A common method could be to select (odd) $\mu$ at random in some appropriate interval until $\gcd(\mu,\phi)=1$ is satisfied. In the context of RSA, it is fine (if we ignore performance an interoperability issues) to choose an RSA exponent at random in $[3\dots\phi-3]$ that is coprime with $\phi=(p−1)(q−1)$.
Another option would to restrict to prime $\mu$, which increases the odds that $\gcd(\mu,\phi)=1$: for random choice of large primes $p$ and $q$, a moderate prime $\mu$ has odds $({\mu-2\over\mu-1})^2$ to be acceptable. For example, $\mu=65537$ (the most common choice for RSA) would likely be fine.

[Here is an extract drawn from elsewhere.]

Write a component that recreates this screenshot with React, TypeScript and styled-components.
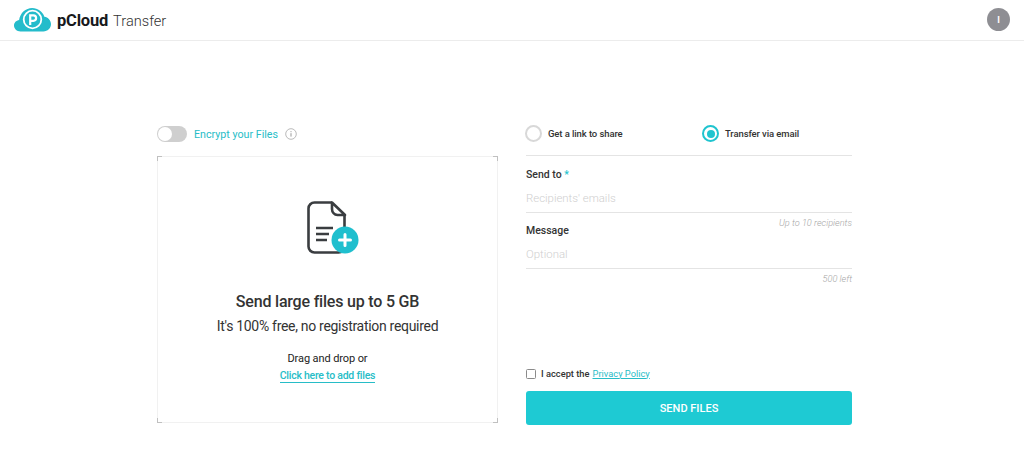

When candidates for $\mu$ are examined in prescribed order, from the choice of $\mu$ a little information leaks about $\phi$; this is usually a non-issue.
If we somewhat must arrange that $\mu$ be chosen without knowledge of $\phi=(p-1)\cdot(q-1)$, one option is to select distinct primes $p$ and $q$ of some bit size $b$ such that $(p−1)/2$ and $(q−1)/2$ are primes; in this way, any odd $\mu$ less than $b-1$ bits verifies $\gcd(\mu,\phi)=1$.